## Indexing with sklearn


## loading a dataset

In [None]:
import urllib.request
import os

def download_file(url,local_file, force=False):
    """
    Helper function to download a file and store it locally
    """
    if not os.path.exists(local_file) or force:
        print('Downloading',url,'to',local_file)
        with urllib.request.urlopen(url) as opener, \
             open(local_file, mode='w', encoding='utf-8') as outfile:
                    outfile.write(opener.read().decode('utf-8'))
    else:
        print(local_file,'already downloaded')

In [None]:
train_file = 'news_en_train.txt'
train_url='http://www.esuli.it/demo/data/news_en_train.csv'
test_file = 'news_en_test.txt'
test_url = 'http://www.esuli.it/demo/data/news_en_test.csv'
delimiter = ','

download_file(train_url, train_file)
download_file(test_url, test_file)

In [None]:
import csv
x_train = list()
y_train = list()
with open(train_file, encoding='utf-8', newline='') as infile:
    reader = csv.reader(infile, delimiter=delimiter)
    for row in reader:
        x_train.append(row[0])
        y_train.append(row[1])

x_test = list()
y_test = list()
with open(test_file, encoding='utf-8', newline='') as infile:
    reader = csv.reader(infile, delimiter=delimiter)
    for row in reader:
        x_test.append(row[0])
        y_test.append(row[1])


In [None]:
len(x_train),len(y_train),len(x_test),len(y_test)

In [None]:
set(y_train)

In [None]:
sample_idx = 10
x_train[sample_idx]

In [None]:
y_train[sample_idx]

# Binary classification

This is a multi-class single-label dataset.
We start with a simpler binary classification problem, e.g., economy vs not economy.
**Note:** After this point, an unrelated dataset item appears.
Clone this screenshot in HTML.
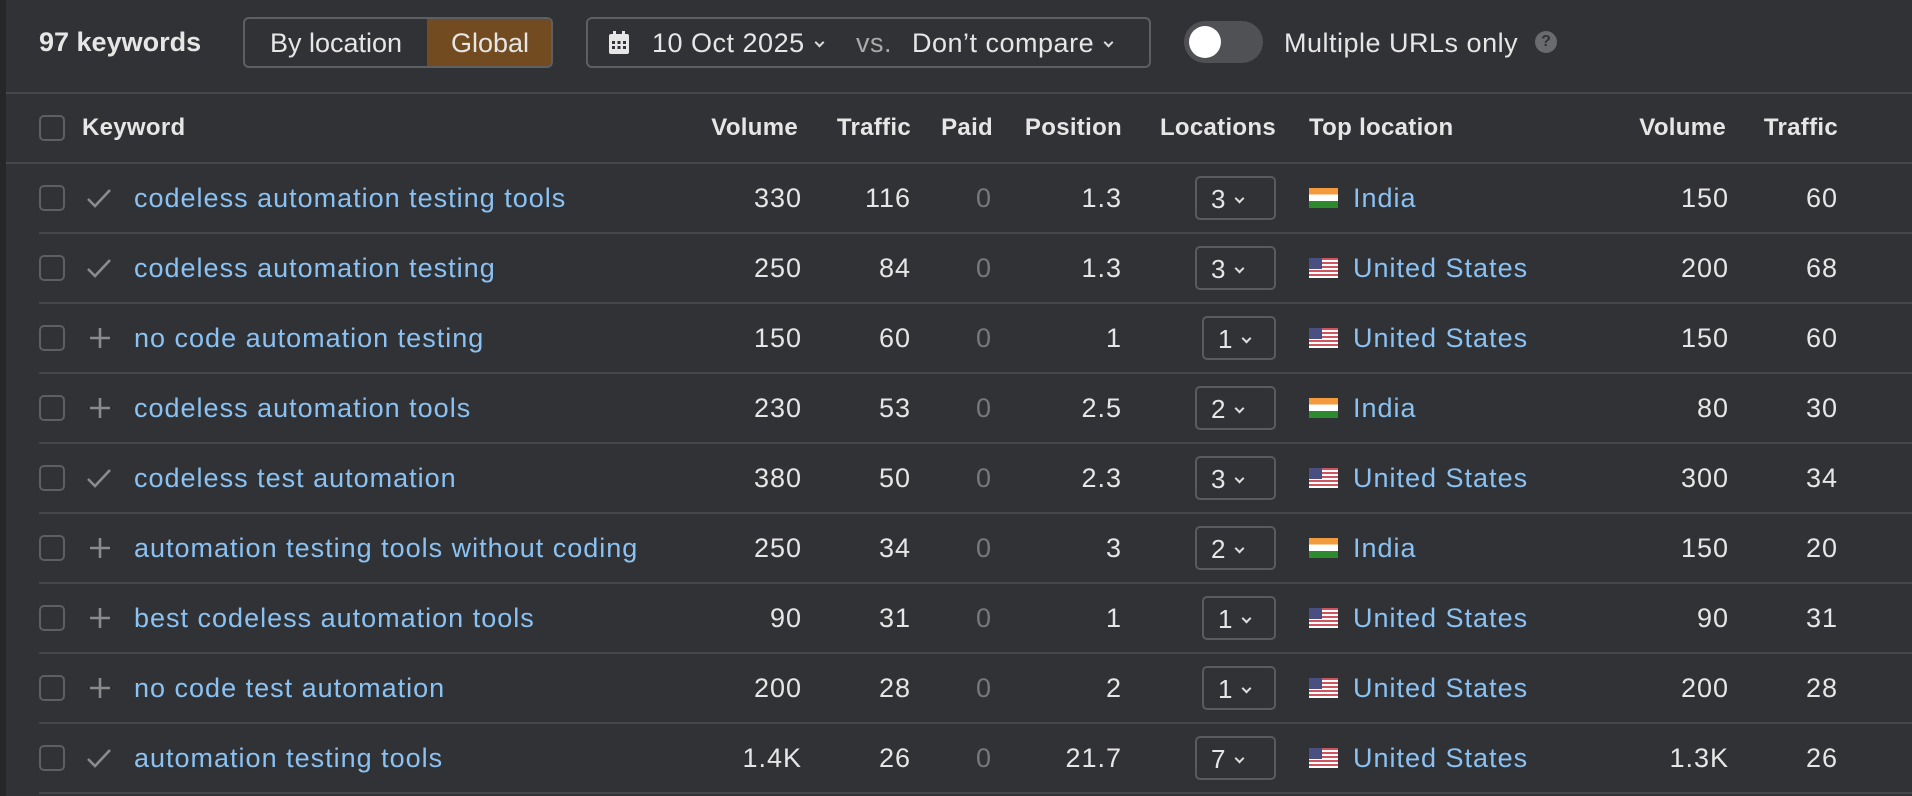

Just to make a choice, we use as the reference label the one of the example in the cell above.

In [None]:
import numpy as np

# numpy implements many useful and powerful vector manipulation tools
# here I'm using it to quickly create a True,False vector corresponding
# to the original values being equal to our label of interest or not
# i.e., binary labels

y_train_bin = np.asarray(y_train)==y_train[sample_idx]
y_test_bin = np.asarray(y_test)==y_train[sample_idx]
y_train_bin,y_test_bin

## Building the pipeline by hand

In [None]:
from sklearn.feature_extraction.text import TfidfTransformer, CountVectorizer
from sklearn.feature_selection import SelectKBest, chi2
from sklearn.pipeline import Pipeline
from sklearn.naive_bayes import MultinomialNB
from sklearn.tree import DecisionTreeClassifier
from sklearn.svm import LinearSVC

## Tokenization

Try the following two cells removing the min_df parameter

In [None]:
vect = CountVectorizer(min_df=5)  # tokenization and frequency count

print('fit')
vect.fit(x_train)
print('transform')
X_train_tok = vect.transform(x_train)
print('done')

# the two steps above can be condensed in a single step that processes train
# data only once.

# print('fit_transform')
# X_train_tok = vect.fit_transform(x_train)
# print('done')

X_test_tok =vect.transform(x_test)

In [None]:
len(vect.vocabulary_)

In [None]:
vect.vocabulary_

In [None]:
vect.get_feature_names()

In [None]:
X_train_tok[0,:]

In [None]:
print(X_train_tok[0,:])

Some scikit-learn modules implement an inverse_transform method to reconstruct input from their output.
Let's print out the feature names and their frequency for a document. Note that frequency info is lost.

In [None]:
vect.inverse_transform(X_train_tok[0,:])

Let's attach frequency data to features

In [None]:
for feat,freq in zip(vect.inverse_transform(X_train_tok[0,:])[0],X_train_tok[0,:].data):
  print(feat,freq)

## Feature selection

This is the first element where we use the labels, because it is a supervised method.

In [None]:
bin_sel = SelectKBest(chi2, k=5000)  # feature selection
bin_sel.fit(X_train_tok,y_train_bin)
X_train_sel_bin = bin_sel.transform(X_train_tok)
X_test_sel_bin = bin_sel.transform(X_test_tok)

In [None]:
bin_sel.get_support()

In [None]:
X_train_sel_bin

In [None]:
X_train_sel_bin[0,:]

In [None]:
print(X_train_sel_bin[0,:])

The feature selection module has an inverse transform method so that we can map selected feature back to the original large feature space

In [None]:
bin_sel.inverse_transform(X_train_sel_bin[0,:])

In [None]:
print(vect.inverse_transform(bin_sel.inverse_transform(X_train_sel_bin[0,:])))

## Weighting

In [None]:
tfidf = TfidfTransformer()  # weighting
tfidf.fit(X_train_sel_bin)
X_train_vec_bin = tfidf.transform(X_train_sel_bin)
X_test_vec_bin =tfidf.transform(X_test_sel_bin)

In [None]:
print(X_train_vec_bin[0,:])

In [None]:
for feat,weight,freq in zip(vect.inverse_transform(bin_sel.inverse_transform(X_train_vec_bin[0,:]))[0],X_train_vec_bin[0,:].data,X_train_sel_bin[0,:].data):
  print(feat,weight,freq)